◆ WHAT TO WORK ON
Which lines hold the word "React"? Copy each of them.

Records with interface code
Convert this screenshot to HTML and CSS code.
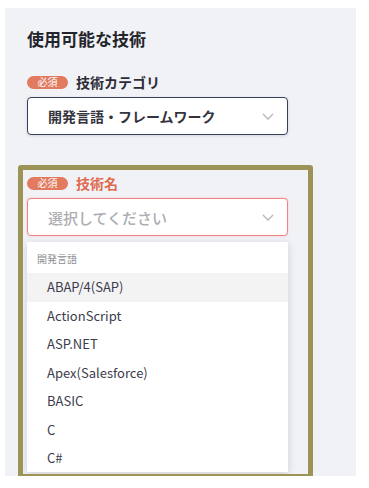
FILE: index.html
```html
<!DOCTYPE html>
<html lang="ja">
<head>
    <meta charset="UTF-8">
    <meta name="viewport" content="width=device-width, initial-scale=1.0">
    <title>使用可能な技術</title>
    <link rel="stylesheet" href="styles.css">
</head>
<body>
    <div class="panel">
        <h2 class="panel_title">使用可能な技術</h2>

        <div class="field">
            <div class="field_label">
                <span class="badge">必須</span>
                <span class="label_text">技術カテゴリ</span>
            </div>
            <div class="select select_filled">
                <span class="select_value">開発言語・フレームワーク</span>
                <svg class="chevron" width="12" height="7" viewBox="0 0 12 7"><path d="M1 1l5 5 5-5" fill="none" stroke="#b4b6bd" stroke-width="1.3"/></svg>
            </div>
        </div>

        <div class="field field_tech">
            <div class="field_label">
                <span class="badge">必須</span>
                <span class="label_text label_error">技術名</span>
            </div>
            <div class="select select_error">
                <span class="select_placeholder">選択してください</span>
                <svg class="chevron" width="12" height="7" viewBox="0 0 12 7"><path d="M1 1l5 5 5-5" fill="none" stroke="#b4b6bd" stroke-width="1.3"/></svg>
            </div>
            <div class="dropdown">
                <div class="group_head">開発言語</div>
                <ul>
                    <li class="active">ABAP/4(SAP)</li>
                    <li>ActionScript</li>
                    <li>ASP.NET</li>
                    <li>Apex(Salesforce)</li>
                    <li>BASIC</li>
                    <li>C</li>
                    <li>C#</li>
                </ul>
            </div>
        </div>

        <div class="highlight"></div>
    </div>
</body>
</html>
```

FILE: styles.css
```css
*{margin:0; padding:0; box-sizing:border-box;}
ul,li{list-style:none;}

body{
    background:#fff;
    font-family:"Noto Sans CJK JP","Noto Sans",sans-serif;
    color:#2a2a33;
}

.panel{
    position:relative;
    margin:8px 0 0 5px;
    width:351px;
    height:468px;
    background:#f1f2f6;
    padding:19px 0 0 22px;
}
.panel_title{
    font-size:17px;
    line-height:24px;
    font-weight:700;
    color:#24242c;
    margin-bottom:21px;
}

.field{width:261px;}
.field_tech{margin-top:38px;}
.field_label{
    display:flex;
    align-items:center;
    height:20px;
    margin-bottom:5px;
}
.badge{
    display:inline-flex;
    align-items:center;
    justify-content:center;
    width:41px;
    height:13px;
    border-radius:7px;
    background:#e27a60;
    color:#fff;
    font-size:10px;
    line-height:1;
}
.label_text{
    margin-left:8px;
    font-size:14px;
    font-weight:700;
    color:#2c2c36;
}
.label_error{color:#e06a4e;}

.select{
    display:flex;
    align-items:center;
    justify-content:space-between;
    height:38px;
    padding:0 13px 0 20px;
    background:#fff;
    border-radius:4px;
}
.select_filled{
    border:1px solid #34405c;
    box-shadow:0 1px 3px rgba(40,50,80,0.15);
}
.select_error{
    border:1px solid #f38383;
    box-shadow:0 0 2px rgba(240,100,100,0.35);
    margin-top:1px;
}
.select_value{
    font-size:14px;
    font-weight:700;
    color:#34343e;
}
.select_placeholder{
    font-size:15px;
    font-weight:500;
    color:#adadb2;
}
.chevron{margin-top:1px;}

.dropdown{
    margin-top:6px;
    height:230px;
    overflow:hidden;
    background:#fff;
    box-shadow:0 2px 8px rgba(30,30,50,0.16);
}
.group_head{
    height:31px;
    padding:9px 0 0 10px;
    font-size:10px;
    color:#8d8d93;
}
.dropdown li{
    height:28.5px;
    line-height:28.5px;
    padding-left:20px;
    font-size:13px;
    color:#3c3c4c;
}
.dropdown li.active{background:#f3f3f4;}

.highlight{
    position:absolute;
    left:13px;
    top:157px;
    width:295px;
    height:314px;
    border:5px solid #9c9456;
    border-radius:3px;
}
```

--

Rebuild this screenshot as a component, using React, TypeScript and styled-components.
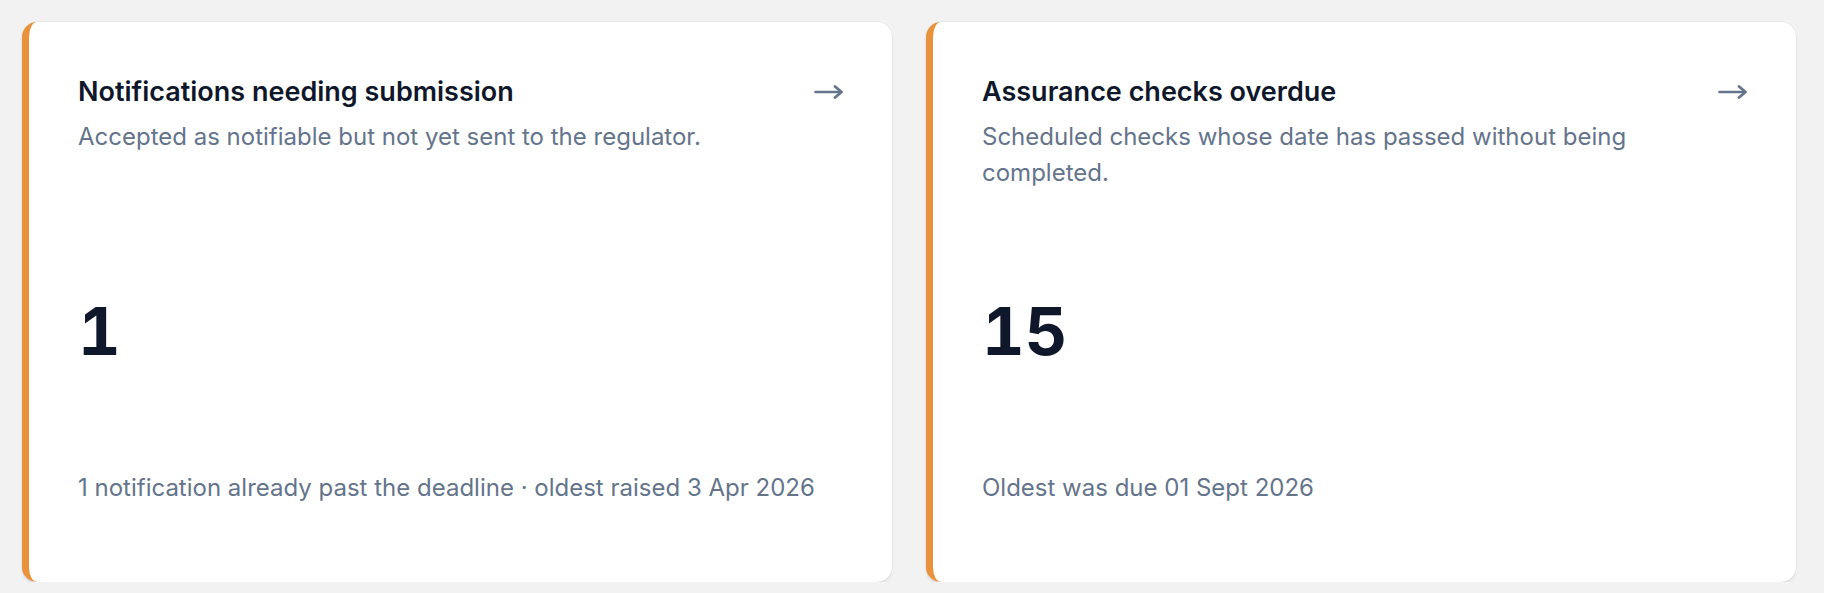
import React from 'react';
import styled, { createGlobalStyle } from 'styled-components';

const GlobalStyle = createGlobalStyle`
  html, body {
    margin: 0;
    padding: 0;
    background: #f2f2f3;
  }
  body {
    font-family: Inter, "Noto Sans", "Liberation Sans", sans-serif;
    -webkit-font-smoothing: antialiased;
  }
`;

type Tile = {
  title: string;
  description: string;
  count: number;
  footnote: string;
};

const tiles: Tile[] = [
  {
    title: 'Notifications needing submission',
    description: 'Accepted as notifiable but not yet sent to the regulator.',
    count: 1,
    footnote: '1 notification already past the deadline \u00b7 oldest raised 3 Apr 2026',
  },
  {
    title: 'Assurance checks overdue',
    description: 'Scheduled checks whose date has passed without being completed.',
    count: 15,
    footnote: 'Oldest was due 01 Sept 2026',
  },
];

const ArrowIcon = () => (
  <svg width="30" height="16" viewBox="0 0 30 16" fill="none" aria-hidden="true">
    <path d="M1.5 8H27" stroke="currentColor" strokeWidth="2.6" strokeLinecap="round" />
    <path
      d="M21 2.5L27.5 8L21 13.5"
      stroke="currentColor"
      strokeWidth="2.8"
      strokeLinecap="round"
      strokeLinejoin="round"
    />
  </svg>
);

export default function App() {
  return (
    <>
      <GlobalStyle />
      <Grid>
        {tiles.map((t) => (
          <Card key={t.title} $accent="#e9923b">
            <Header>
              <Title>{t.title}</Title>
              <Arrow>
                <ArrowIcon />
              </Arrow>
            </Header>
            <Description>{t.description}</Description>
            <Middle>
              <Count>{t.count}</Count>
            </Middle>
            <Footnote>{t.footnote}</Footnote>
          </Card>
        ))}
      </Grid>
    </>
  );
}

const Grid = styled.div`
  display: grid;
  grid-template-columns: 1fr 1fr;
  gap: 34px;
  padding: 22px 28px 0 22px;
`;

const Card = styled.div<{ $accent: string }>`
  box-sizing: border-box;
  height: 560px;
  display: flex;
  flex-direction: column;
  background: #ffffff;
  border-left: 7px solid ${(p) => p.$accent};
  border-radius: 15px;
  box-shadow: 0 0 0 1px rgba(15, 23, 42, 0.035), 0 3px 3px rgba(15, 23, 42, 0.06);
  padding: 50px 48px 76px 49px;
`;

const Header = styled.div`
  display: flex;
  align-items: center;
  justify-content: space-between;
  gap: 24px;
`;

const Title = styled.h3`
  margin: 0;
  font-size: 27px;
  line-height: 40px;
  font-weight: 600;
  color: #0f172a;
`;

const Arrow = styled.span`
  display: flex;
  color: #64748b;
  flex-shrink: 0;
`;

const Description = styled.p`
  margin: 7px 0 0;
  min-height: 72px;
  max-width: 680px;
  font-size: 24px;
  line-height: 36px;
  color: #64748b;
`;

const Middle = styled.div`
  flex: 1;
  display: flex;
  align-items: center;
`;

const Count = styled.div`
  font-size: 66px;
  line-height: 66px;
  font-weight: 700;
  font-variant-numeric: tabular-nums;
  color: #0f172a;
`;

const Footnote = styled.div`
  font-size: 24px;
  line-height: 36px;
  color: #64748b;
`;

◆ RIGHT ANSWER
Rebuild this screenshot as a component, using React, TypeScript and styled-components.
import React from 'react';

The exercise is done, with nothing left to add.